Now for extract, this is optional, but I know most of you will want to add one. There are so many different extracts you could use.

  • Cucumber - helps soothe the skin

  • Willow bark extract - mildly exfoliating

  • Calendula - soothing

  • Licorice - brightening

  • Ginseng - great for mature skin

If you aren’t sure how much of each ingredient to use, check out the listing page you bought the ingredient from and look for the suggested usage rate. I usually use botanical extracts around 2%.

Formula

Phase A (water phase)

  • 66.8% distilled water

  • 5% Glycerin

  • 5% Propanediol

  • 2% DL panthenol

  • 2% Ginseng Extract

Phase B (oil phase)

  • 3% GelMaker NAT

  • 5% Macadamia Nut Oil

  • 5% Papaya Oil

  • 5% Rosehip Seed Oil

  • 1% Geogard 221

  • 0.2% Vitamin E

400 gram batch

Phase A (water phase)

  • 267.2 grams distilled water

  • 20 g glycerin

  • 20 g propanediol

  • 8 g DL panthenol

  • 8 g ginseng extract

Phase B (oil phase)

  • 12 g GelMaker NAT

  • 20 g Macadamia Nut Oil

  • 20 g Papaya Oil

  • 20 g Rosehip Seed Oil

  • 4 g Geogard 221

  • 0.4 g vitamin E

Directions;

  • Combine all ingredients in phase A and mix.

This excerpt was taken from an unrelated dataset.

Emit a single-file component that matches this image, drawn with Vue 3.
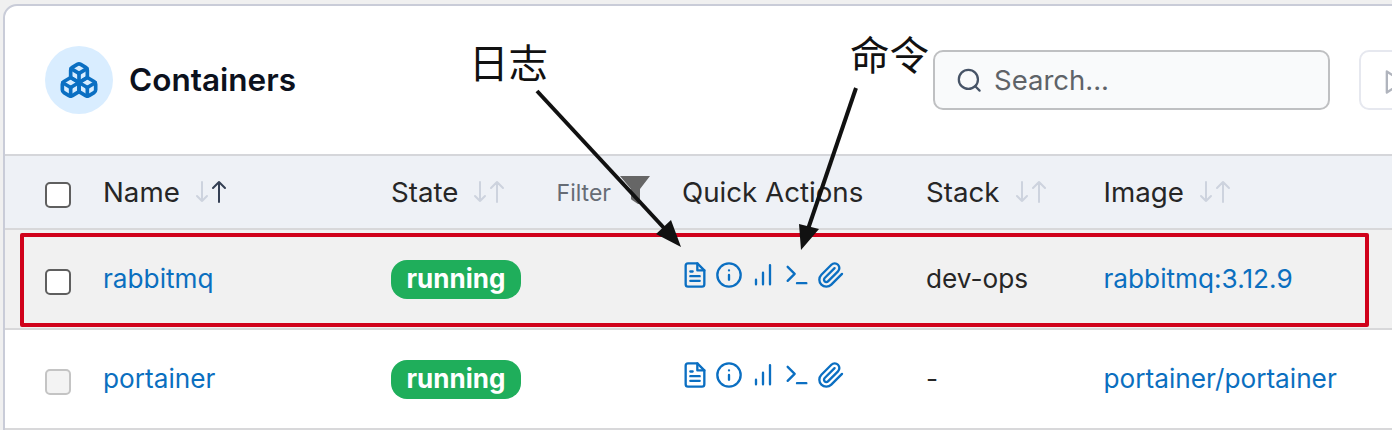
<script setup>
const rows = [
  { name: 'rabbitmq', stack: 'dev-ops', image: 'rabbitmq:3.12.9', hl: true },
  { name: 'portainer', stack: '-', image: 'portainer/portainer', hl: false },
]
const marks = []
for (const y of [208, 466]) {
  for (const x of [-80, 358, 792, 1226]) marks.push({ x, y })
}
const wm = m => ({ left: m.x + 'px', top: m.y + 'px' })
</script>

<template>
  <div class="page">
    <div class="card">
      <header class="head">
        <div class="circle">
          <svg class="boxes" viewBox="0 0 24 24" fill="none" stroke="currentColor" stroke-width="2.2" stroke-linecap="round" stroke-linejoin="round">
            <path d="M2.97 12.92A2 2 0 0 0 2 14.63v3.24a2 2 0 0 0 .97 1.71l3 1.8a2 2 0 0 0 2.06 0L12 19v-5.5l-5-3-4.03 2.42Z"/>
            <path d="m7 16.5-4.74-2.85"/><path d="m7 16.5 5-3"/><path d="M7 16.5v5.17"/>
            <path d="M12 13.5V19l3.97 2.38a2 2 0 0 0 2.06 0l3-1.8a2 2 0 0 0 .97-1.71v-3.24a2 2 0 0 0-.97-1.71L17 10.5l-5 3Z"/>
            <path d="m17 16.5-5-3"/><path d="m17 16.5 4.74-2.85"/><path d="M17 16.5v5.17"/>
            <path d="M7.97 4.42A2 2 0 0 0 7 6.13v4.37l5 3 5-3V6.13a2 2 0 0 0-.97-1.71l-3-1.8a2 2 0 0 0-2.06 0l-3 1.8Z"/>
            <path d="M12 8 7.26 5.15"/><path d="m12 8 4.74-2.85"/><path d="M12 13.5V8"/>
          </svg>
        </div>
        <h1 class="title">Containers</h1>
        <div class="search">
          <svg class="search-ic" viewBox="0 0 24 24" fill="none" stroke="currentColor" stroke-width="2" stroke-linecap="round">
            <circle cx="11" cy="11" r="8.5"/><path d="m21 21-3.9-3.9"/>
          </svg>
          <span>Search...</span>
        </div>
        <div class="btn">
          <svg class="play" viewBox="0 0 24 24" fill="none" stroke="currentColor" stroke-width="2" stroke-linejoin="round">
            <path d="M5 3l14 9-14 9V3z"/>
          </svg>
        </div>
      </header>

      <div class="grid thead">
        <div class="cell"><span class="check"></span></div>
        <div class="cell">Name
          <svg class="sort" viewBox="0 0 32 24" fill="none" stroke-width="2" stroke-linecap="round" stroke-linejoin="round">
            <path stroke="#cdd3de" d="M7 2v19M2 16l5 5 5-5"/>
            <path stroke="#344054" d="M24 22V2M18 8l6-6 6 6"/>
          </svg>
        </div>
        <div class="cell state">State
          <svg class="sort" viewBox="0 0 32 24" fill="none" stroke-width="2" stroke-linecap="round" stroke-linejoin="round">
            <path stroke="#cdd3de" d="M7 2v19M2 16l5 5 5-5M24 22V2M18 8l6-6 6 6"/>
          </svg>
          <span class="filter"><span class="filter-label">Filter</span>
            <svg class="funnel" viewBox="0 0 30 28"><path fill="#666" d="M0 0h30L20 13v14c0 1-1 1-2 1l-6-4c-1-.6-1-1-1-2v-9z"/></svg>
          </span>
        </div>
        <div class="cell">Quick Actions</div>
        <div class="cell">Stack
          <svg class="sort" viewBox="0 0 32 24" fill="none" stroke-width="2" stroke-linecap="round" stroke-linejoin="round">
            <path stroke="#cdd3de" d="M7 2v19M2 16l5 5 5-5M24 22V2M18 8l6-6 6 6"/>
          </svg>
        </div>
        <div class="cell">Image
          <svg class="sort" viewBox="0 0 32 24" fill="none" stroke-width="2" stroke-linecap="round" stroke-linejoin="round">
            <path stroke="#cdd3de" d="M7 2v19M2 16l5 5 5-5M24 22V2M18 8l6-6 6 6"/>
          </svg>
        </div>
      </div>

      <div v-for="r in rows" :key="r.name" class="grid row" :class="{ hl: r.hl }">
        <div class="cell"><span class="check" :class="{ off: !r.hl }"></span></div>
        <div class="cell link">{{ r.name }}</div>
        <div class="cell"><span class="badge">running</span></div>
        <div class="cell">
          <div class="actions">
            <svg viewBox="0 0 24 24"><path d="M14 2H6a2 2 0 0 0-2 2v16a2 2 0 0 0 2 2h12a2 2 0 0 0 2-2V8z"/><path d="M14 2v6h6M16 13H8M16 17H8M10 9H8"/></svg>
            <svg viewBox="0 0 24 24"><circle cx="12" cy="12" r="10"/><path d="M12 16v-4M12 8h.01"/></svg>
            <svg viewBox="0 0 24 24"><path d="M6 20v-4M12 20V10M18 20V3.5"/></svg>
            <svg viewBox="0 0 24 24"><path d="M4 17l6-6-6-6M12 19h8"/></svg>
            <svg viewBox="0 0 24 24"><path d="m21.44 11.05-9.19 9.19a6 6 0 0 1-8.49-8.49l8.57-8.57A4 4 0 1 1 18 8.84l-8.59 8.57a2 2 0 0 1-2.83-2.83l8.49-8.48"/></svg>
          </div>
        </div>
        <div class="cell text">{{ r.stack }}</div>
        <div class="cell link">{{ r.image }}</div>
      </div>
    </div>

    <div class="marks">
      <span v-for="(m, i) in marks" :key="i" class="mark" :style="wm(m)">fuzhengwei3-701309</span>
    </div>

    <div class="redbox"></div>
    <span class="note n1">日志</span>
    <span class="note n2">命令</span>
    <svg class="arrows" viewBox="0 0 1392 430">
      <g stroke="#111" stroke-width="4" fill="#111">
        <path d="M537 91 664 228" fill="none"/>
        <path d="M856 88 807 232" fill="none"/>
      </g>
      <path fill="#111" d="M681 247 656 234 671 220zM801 250 799 224 819 229z"/>
    </svg>
  </div>
</template>

<style>
html, body { margin: 0; overflow: hidden; background: #f0f0f0; }
</style>

<style scoped>
.page {
  position: relative;
  width: 1392px;
  height: 430px;
  overflow: hidden;
  padding-top: 4px;
  box-sizing: border-box;
  background: #f0f0f0;
  font-family: Inter, "Noto Sans CJK SC", sans-serif;
  font-size: 26px;
  color: #262626;
}
.card {
  width: 1420px;
  margin-left: 3px;
  height: 440px;
  box-sizing: border-box;
  background: #fff;
  border: 2px solid #c9ccd8;
  border-radius: 14px;
}
.head {
  height: 150px;
  box-sizing: border-box;
  border-bottom: 2px solid #d5d6da;
  display: flex;
  align-items: center;
  padding-left: 40px;
}
.circle {
  width: 68px;
  height: 68px;
  flex: none;
  border-radius: 50%;
  background: #d9edff;
  color: #0b6fc2;
  display: flex;
  align-items: center;
  justify-content: center;
}
.boxes { width: 40px; height: 40px; }
.title {
  margin: 0 0 2px 16px;
  width: 804px;
  flex: none;
  font-size: 31.5px;
  font-weight: 600;
  color: #0c111d;
}
.search {
  width: 397px;
  height: 60px;
  flex: none;
  box-sizing: border-box;
  background: #f9fafb;
  border: 2px solid #bfc0c2;
  border-radius: 10px;
  display: flex;
  align-items: center;
  padding-left: 21px;
  gap: 11px;
  font-size: 27.5px;
  color: #5f6368;
}
.search-ic { width: 27px; height: 27px; color: #475467; }
.btn {
  width: 120px;
  height: 60px;
  flex: none;
  box-sizing: border-box;
  margin-left: 29px;
  border: 2px solid #e6e8ef;
  border-radius: 10px;
  padding: 16px 0 0 20px;
}
.play { width: 28px; height: 28px; color: #b0b4bd; display: block; }

.grid {
  display: grid;
  grid-template-columns: 98px 288px 291px 244px 177.5px 1fr;
  align-items: center;
  box-sizing: border-box;
}
.thead { height: 74px; background: #eef1f6; border-bottom: 2px solid #d8d8da; font-size: 27.7px; }
.row { height: 100px; background: #fff; border-bottom: 2px solid #d8d8da; font-size: 26.2px; }
.row.hl { background: #f1f1f1; }
.cell { display: flex; align-items: center; white-space: nowrap; }
.cell:first-child { padding-left: 40px; }
.check {
  width: 26px;
  height: 26px;
  box-sizing: border-box;
  background: #fff;
  border: 2px solid #5f5f5f;
  border-radius: 5px;
  margin-top: 6px;
}
.check.off { background: #f3f3f3; border-color: #c4c4c4; }
.sort { width: 32px; height: 24px; margin-left: 15px; }
.state { padding-right: 32px; }
.filter {
  margin-left: auto;
  display: flex;
  align-items: center;
  gap: 9px;
  font-size: 23px;
  color: #666c75;
}
.filter-label { margin-top: 2px; }
.funnel { width: 30px; height: 28px; margin-top: -4px; }
.link, .text { margin-bottom: 2px; }
.link { color: #0b6fbf; }
.badge {
  background: #1fae5b;
  color: #fff;
  font-size: 26px;
  font-weight: 700;
  height: 39px;
  line-height: 37px;
  padding: 0 15.5px;
  border-radius: 16px;
}
.actions { display: flex; gap: 6px; margin-bottom: 8px; margin-left: -1px; }
.actions svg {
  width: 28px;
  height: 28px;
  fill: none;
  stroke: #0b6fc2;
  stroke-width: 2;
  stroke-linecap: round;
  stroke-linejoin: round;
}
.marks { position: absolute; inset: 0; pointer-events: none; overflow: hidden; }
.mark {
  position: absolute;
  transform-origin: 0 0;
  transform: rotate(-21deg);
  font-size: 26px;
  letter-spacing: 1.5px;
  white-space: nowrap;
  color: rgba(60, 60, 80, 0.022);
}
.redbox {
  position: absolute;
  left: 20px;
  top: 233px;
  width: 1349px;
  height: 94px;
  box-sizing: border-box;
  border: 4px solid #d0021b;
  border-radius: 2px;
}
.note {
  position: absolute;
  font-family: "Noto Sans CJK SC", sans-serif;
  font-size: 39.5px;
  line-height: 44px;
  color: #111;
}
.n1 { left: 469px; top: 39px; }
.n2 { left: 850px; top: 31px; }
.arrows { position: absolute; inset: 0; width: 1392px; height: 430px; pointer-events: none; }
</style>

  • Combine all ingredients in phase B and mix.

  • Pour phase A into phase B and mix with an immersion blender.

  • Check and adjust pH if needed. The pH of this product was 5.9 so I lower the pH a little, but you don’t need to bother with adjusting the pH if you don’t want to. Your skins natural pH is around 4.5 - 5.5

  • Store in desired bottle. This is thin enough to go through a treatment pump.